Ces quatre « environnements » bien distincts fonctionnent, peu ou prou, sur le même principe. Que les pièces soient regroupées par « familles » ou exhibées de manière solitaire, Wilson sait à merveille user des trois dimensions. Certains sièges sont suspendus en l’air ou au ras du sol, d’autres sur des podiums en hauteur ou fixés à la paroi, voire accrochés à même un angle de mur, telle la chaise Eckstuhl de Stefan Wewerka, dont l’assise est justement « creusée » en équerre. Le scénographe excelle dans la facétie. Souvent, on pense avoir deviné le pourquoi de l’association de telle pièce avec telle autre – autour de thèmes comme l’anthropomorphisme, l’aspect sculptural, pop ou surréaliste, l’ingénierie ou l’animalité, etc. –, et puis patatras. Une exception à la règle vient mettre à bas toute amorce d’hypothèse. Idem avec les bandes sonores. Le joyeux sifflotement de Paul Reeves dans la chanson Happy Chappie (Bright Space) peut rapidement se révéler irritant, tout comme l’entraînant morceau de tam-tam (Medium Space), aussitôt perturbé par le bruit d’une… scie circulaire. Une bonne « technique », en tout cas, pour maintenir les visiteurs éveillés, voire éviter qu’ils ne « stagnent » trop longtemps !

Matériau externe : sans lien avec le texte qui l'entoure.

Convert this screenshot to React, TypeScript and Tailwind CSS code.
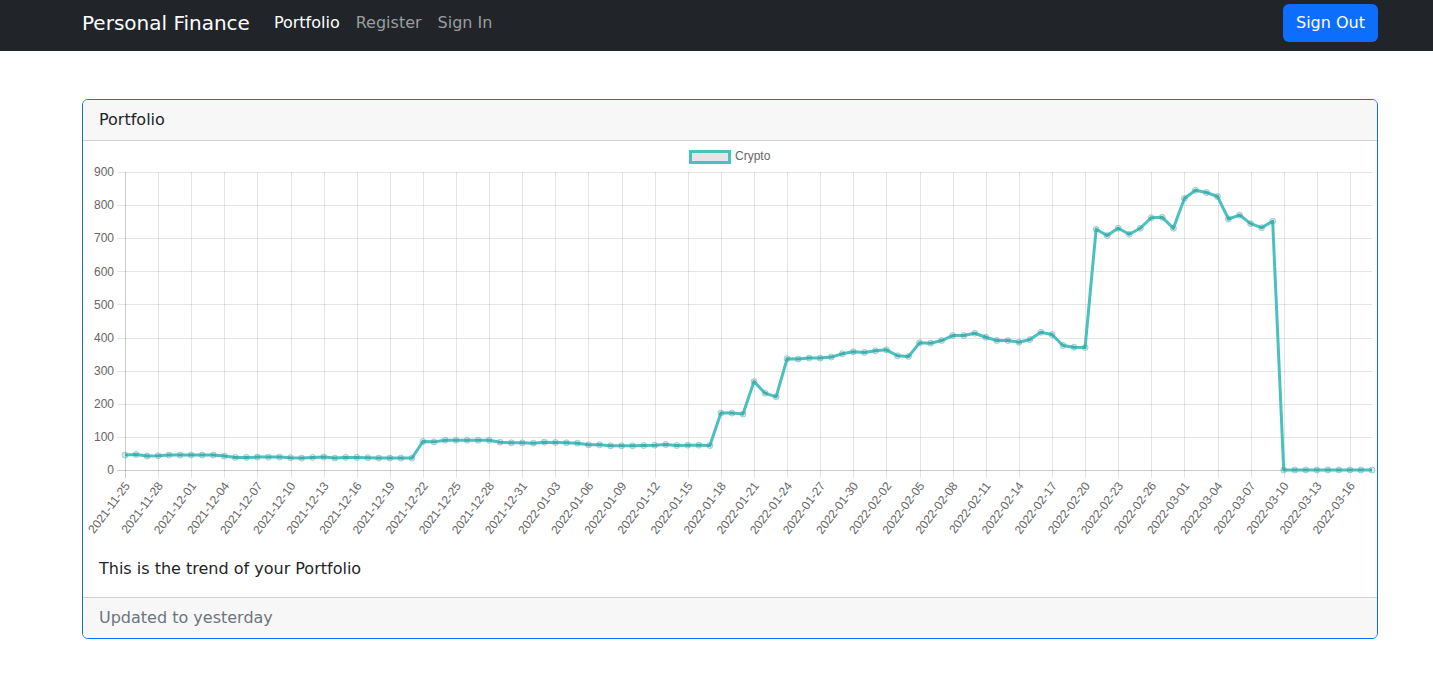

On l’aura compris, chez Robert Wilson, poésie et spectacle sont de mise et sa scénographie qui met en avant, à travers l’esthétique, la force et la variété de cette collection, en séduira plus d’un. Petit bémol toutefois : les amateurs de design, en revanche, risquent fort de rester sur leur faim. Certes, les découvertes sont légion et, pour nombre, épatantes. Mais hormis la vingtaine d’items décortiqués, a minima, dans le Guide de salles, on n’apprendra rien sur les 90 % restants – auteurs, contexte historique de l’élaboration de l’objet, choix des matériaux, processus de fabrication, voire mise en production ou pas, etc. –. D’où une réelle frustration.
« A Chair and You », jusqu’au 26 février 2023, Musée cantonal de design et d’arts appliqués contemporains (Mudac), 17, place de la Gare, Lausanne (Suisse).